RF and wireless: Specialized transistors called Heterojunction Bipolar Transistors (HBTs) handle RF amplification in 5G/6G smartphones, Wi-Fi chips, and radar systems.

Phototransistors: Light-sensitive transistors that convert photons into electrical current, used in optocouplers, optical encoders, and ambient light sensors.

Automotive electronics: Modern vehicles contain over 3,000 semiconductor devices, including transistors in engine control units (ECUs), safety systems (ABS, airbags), and infotainment displays.

Conclusion

The transistor is a semiconductor device that fundamentally changed electronics by enabling controlled current flow through amplification and switching.
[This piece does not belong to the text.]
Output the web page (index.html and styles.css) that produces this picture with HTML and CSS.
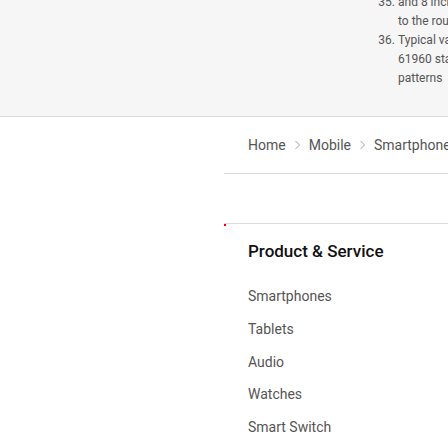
FILE: index.html
```html
<!DOCTYPE html>
<html lang="en">
<head>
<meta charset="utf-8">
<title>Samsung footer</title>
<link rel="stylesheet" href="styles.css">
</head>
<body>
<div class="page">
  <section class="notes">
    <ol class="notes-list" start="35">
      <li class="note">
        <span class="line">and 8 inches tall, subject to change</span>
        <span class="line">to the round up of measured values</span>
      </li>
      <li class="note">
        <span class="line">Typical value tested under third-party IEC</span>
        <span class="line">61960 standard. Actual results vary by usage</span>
        <span class="line">patterns</span>
      </li>
    </ol>
  </section>
  <div class="main">
    <div class="spacer"></div>
    <div class="content">
      <nav class="breadcrumb">
        <a class="crumb" href="#">Home</a>
        <svg class="chev" viewBox="0 0 5 10" width="5" height="10"><path d="M0.5 1 L4.5 5 L0.5 9" fill="none" stroke="#a0a0a0" stroke-width="1"/></svg>
        <a class="crumb" href="#">Mobile</a>
        <svg class="chev" viewBox="0 0 5 10" width="5" height="10"><path d="M0.5 1 L4.5 5 L0.5 9" fill="none" stroke="#a0a0a0" stroke-width="1"/></svg>
        <a class="crumb" href="#">Smartphones</a>
      </nav>
      <div class="blank-row"></div>
      <section class="menu">
        <span class="focus-dot"></span>
        <h2 class="menu-title">Product &amp; Service</h2>
        <ul class="menu-list">
          <li><a href="#">Smartphones</a></li>
          <li><a href="#">Tablets</a></li>
          <li><a href="#">Audio</a></li>
          <li><a href="#">Watches</a></li>
          <li><a href="#">Smart Switch</a></li>
        </ul>
      </section>
    </div>
  </div>
</div>
</body>
</html>
```
FILE: styles.css
```css
html, body {
  margin: 0;
  padding: 0;
  background: #fff;
  overflow: hidden;
}
body {
  font-family: Roboto, "Noto Sans", sans-serif;
  color: #555;
}
.page {
  width: 448px;
  overflow: hidden;
}
.notes {
  height: 116px;
  background: #f6f6f6;
  border-bottom: 1px solid #dcdcdc;
  overflow: hidden;
}
.notes-list {
  margin: -7.5px 0 0 0;
  padding: 0 0 0 398px;
  width: 400px;
  font-size: 12px;
  line-height: 19px;
  color: #555;
}
.note {
  white-space: nowrap;
}
.line {
  display: block;
}
.main {
  display: flex;
}
.spacer {
  width: 224px;
  flex: none;
}
.content {
  flex: 1;
  min-width: 0;
}
.breadcrumb {
  display: flex;
  align-items: center;
  gap: 9px;
  height: 56px;
  padding: 0 0 0 24px;
  border-bottom: 1px solid #dcdcdc;
  white-space: nowrap;
  font-size: 14px;
}
.crumb {
  color: #555;
  text-decoration: none;
}
.chev {
  flex: none;
}
.blank-row {
  height: 49px;
  border-bottom: 1px solid #dcdcdc;
}
.menu {
  position: relative;
  padding: 0 0 0 24px;
}
.focus-dot {
  position: absolute;
  left: 0;
  top: 0;
  width: 2px;
  height: 2px;
  background: #f00;
}
.menu-title {
  margin: 0;
  padding-top: 15px;
  font-size: 17px;
  line-height: 24px;
  font-weight: 500;
  color: #111;
}
.menu-list {
  list-style: none;
  margin: 0;
  padding: 23px 0 0 0;
}
.menu-list li {
  font-size: 14px;
  line-height: 20px;
  margin-bottom: 12.75px;
}
.menu-list a {
  color: #555;
  text-decoration: none;
}
```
Understanding the core difference between BJT (current-controlled) and FET/MOSFET (voltage-controlled) devices reveals why each type dominates its respective application — BJTs for analog amplification, MOSFETs for digital and power switching.

As of 2026, Moore’s Law continues to slow but hasn’t stopped. Fabricators like TSMC and Samsung push toward 1nm process nodes, packing more transistors per square millimeter than ever imagined when Bardeen, Brattain, and Shockley demonstrated the first point-contact transistor in December 1947. From simple LED drivers to AI accelerators with 208 billion transistors, the semiconductor device that started the electronics revolution remains the bedrock of every electronic system humanity builds.

For your next project: start with a BJT for learning amplifier concepts and basic switching, then graduate to MOSFETs when power efficiency and integration density matter. Both will serve you well — they simply excel in different parts of the vast design space that transistors make possible.